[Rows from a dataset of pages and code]
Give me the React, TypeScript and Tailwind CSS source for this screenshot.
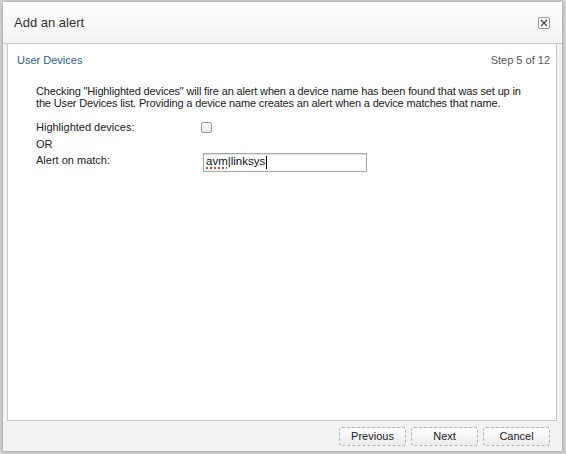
export default function App() {
  return (
    <div className="flex h-[454px] w-[566px] bg-[#cfcfcf] pl-[3px] pt-[2px] font-['Liberation_Sans',Arial,sans-serif] text-[11px] text-[#222]">
      <div className="flex h-[449px] w-[559px] flex-col rounded-t-[3px] bg-[#f2f2f1] shadow-[0_0_3px_rgba(0,0,0,0.35)]">
        <div className="flex h-[42px] items-center justify-between border-b border-[#c9c9c9] bg-gradient-to-b from-white to-[#f3f3f3] pl-[11px] pr-[12px]">
          <h1 className="text-[13px] text-[#333]">Add an alert</h1>
          <button className="flex h-[12px] w-[12px] items-center justify-center rounded-[2px] border border-[#9a9a9a] bg-white">
            <svg width="8" height="8" viewBox="0 0 8 8" className="text-[#444]">
              <path d="M1 1L7 7M7 1L1 7" stroke="currentColor" strokeWidth="1.3" />
            </svg>
          </button>
        </div>

        <div className="ml-[4px] mr-[5px] flex-1 border-x border-b border-[#c8c8c8] bg-white pl-[9px] pr-[6px] pt-[8px]">
          <div className="flex items-center justify-between">
            <span className="text-[#2f5d8c]">User Devices</span>
            <span className="text-[#555]">Step 5 of 12</span>
          </div>

          <div className="pl-[19px] pt-[16px]">
            <p className="leading-[12px] tracking-[-0.15px]">
              Checking "Highlighted devices" will fire an alert when a device name has been found that was set up in
              <br />
              the User Devices list. Providing a device name creates an alert when a device matches that name.
            </p>

            <div className="mt-[12px] flex h-[14px] items-center">
              <span className="w-[165px]">Highlighted devices:</span>
              <span className="h-[11px] w-[11px] rounded-[2px] border border-[#9b9b9b] bg-gradient-to-b from-white to-[#e9e9e9]" />
            </div>
            <div className="mt-[2px] h-[14px] leading-[14px]">OR</div>
            <div className="mt-[2px] flex items-start">
              <span className="w-[167px] leading-[14px]">Alert on match:</span>
              <div className="flex h-[19px] w-[164px] items-center border border-[#a9a9a9] bg-white pl-[2px] text-[11.5px] text-[#111] shadow-[inset_0_1px_1px_rgba(0,0,0,0.12)]">
                <span className="underline decoration-[#e0443a] decoration-dotted decoration-[2px] underline-offset-2">avm</span>
                <span>|linksys</span>
                <span className="ml-[1px] h-[13px] w-px bg-black" />
              </div>
            </div>
          </div>
        </div>

        <div className="flex h-[30px] items-center justify-end gap-[5px] pr-[12px]">
          {["Previous", "Next", "Cancel"].map((label) => (
            <button
              key={label}
              className="h-[19px] w-[67px] rounded-[3px] border border-dashed border-[#b3b3b3] bg-gradient-to-b from-white to-[#ececec] text-[11px] text-[#222]"
            >
              {label}
            </button>
          ))}
        </div>
      </div>
    </div>
  );
}
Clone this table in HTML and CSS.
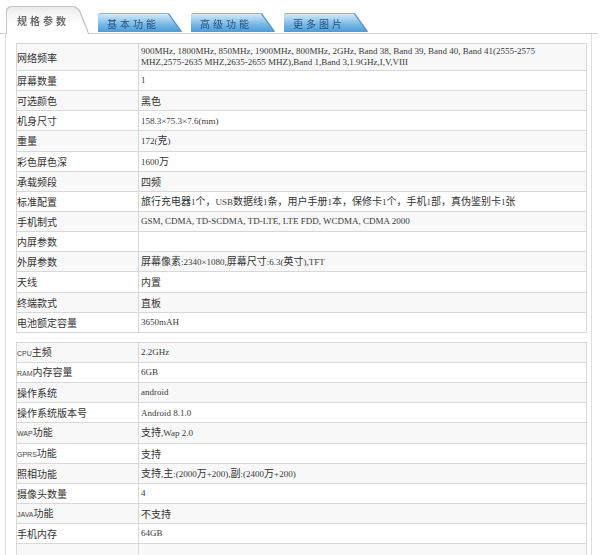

> SET PROBLEM: Reproduce every entry word for word, but skip any pictures.

> FULL SOLUTION:
Give me the React, TypeScript and Tailwind CSS source for this screenshot.
export default function App() {
  return (
    <div className="flex h-[454px] w-[566px] bg-[#cfcfcf] pl-[3px] pt-[2px] font-['Liberation_Sans',Arial,sans-serif] text-[11px] text-[#222]">
      <div className="flex h-[449px] w-[559px] flex-col rounded-t-[3px] bg-[#f2f2f1] shadow-[0_0_3px_rgba(0,0,0,0.35)]">
        <div className="flex h-[42px] items-center justify-between border-b border-[#c9c9c9] bg-gradient-to-b from-white to-[#f3f3f3] pl-[11px] pr-[12px]">
          <h1 className="text-[13px] text-[#333]">Add an alert</h1>
          <button className="flex h-[12px] w-[12px] items-center justify-center rounded-[2px] border border-[#9a9a9a] bg-white">
            <svg width="8" height="8" viewBox="0 0 8 8" className="text-[#444]">
              <path d="M1 1L7 7M7 1L1 7" stroke="currentColor" strokeWidth="1.3" />
            </svg>
          </button>
        </div>

        <div className="ml-[4px] mr-[5px] flex-1 border-x border-b border-[#c8c8c8] bg-white pl-[9px] pr-[6px] pt-[8px]">
          <div className="flex items-center justify-between">
            <span className="text-[#2f5d8c]">User Devices</span>
            <span className="text-[#555]">Step 5 of 12</span>
          </div>

          <div className="pl-[19px] pt-[16px]">
            <p className="leading-[12px] tracking-[-0.15px]">
              Checking "Highlighted devices" will fire an alert when a device name has been found that was set up in
              <br />
              the User Devices list. Providing a device name creates an alert when a device matches that name.
            </p>

            <div className="mt-[12px] flex h-[14px] items-center">
              <span className="w-[165px]">Highlighted devices:</span>
              <span className="h-[11px] w-[11px] rounded-[2px] border border-[#9b9b9b] bg-gradient-to-b from-white to-[#e9e9e9]" />
            </div>
            <div className="mt-[2px] h-[14px] leading-[14px]">OR</div>
            <div className="mt-[2px] flex items-start">
              <span className="w-[167px] leading-[14px]">Alert on match:</span>
              <div className="flex h-[19px] w-[164px] items-center border border-[#a9a9a9] bg-white pl-[2px] text-[11.5px] text-[#111] shadow-[inset_0_1px_1px_rgba(0,0,0,0.12)]">
                <span className="underline decoration-[#e0443a] decoration-dotted decoration-[2px] underline-offset-2">avm</span>
                <span>|linksys</span>
                <span className="ml-[1px] h-[13px] w-px bg-black" />
              </div>
            </div>
          </div>
        </div>

        <div className="flex h-[30px] items-center justify-end gap-[5px] pr-[12px]">
          {["Previous", "Next", "Cancel"].map((label) => (
            <button
              key={label}
              className="h-[19px] w-[67px] rounded-[3px] border border-dashed border-[#b3b3b3] bg-gradient-to-b from-white to-[#ececec] text-[11px] text-[#222]"
            >
              {label}
            </button>
          ))}
        </div>
      </div>
    </div>
  );
}
Clone this table in HTML and CSS.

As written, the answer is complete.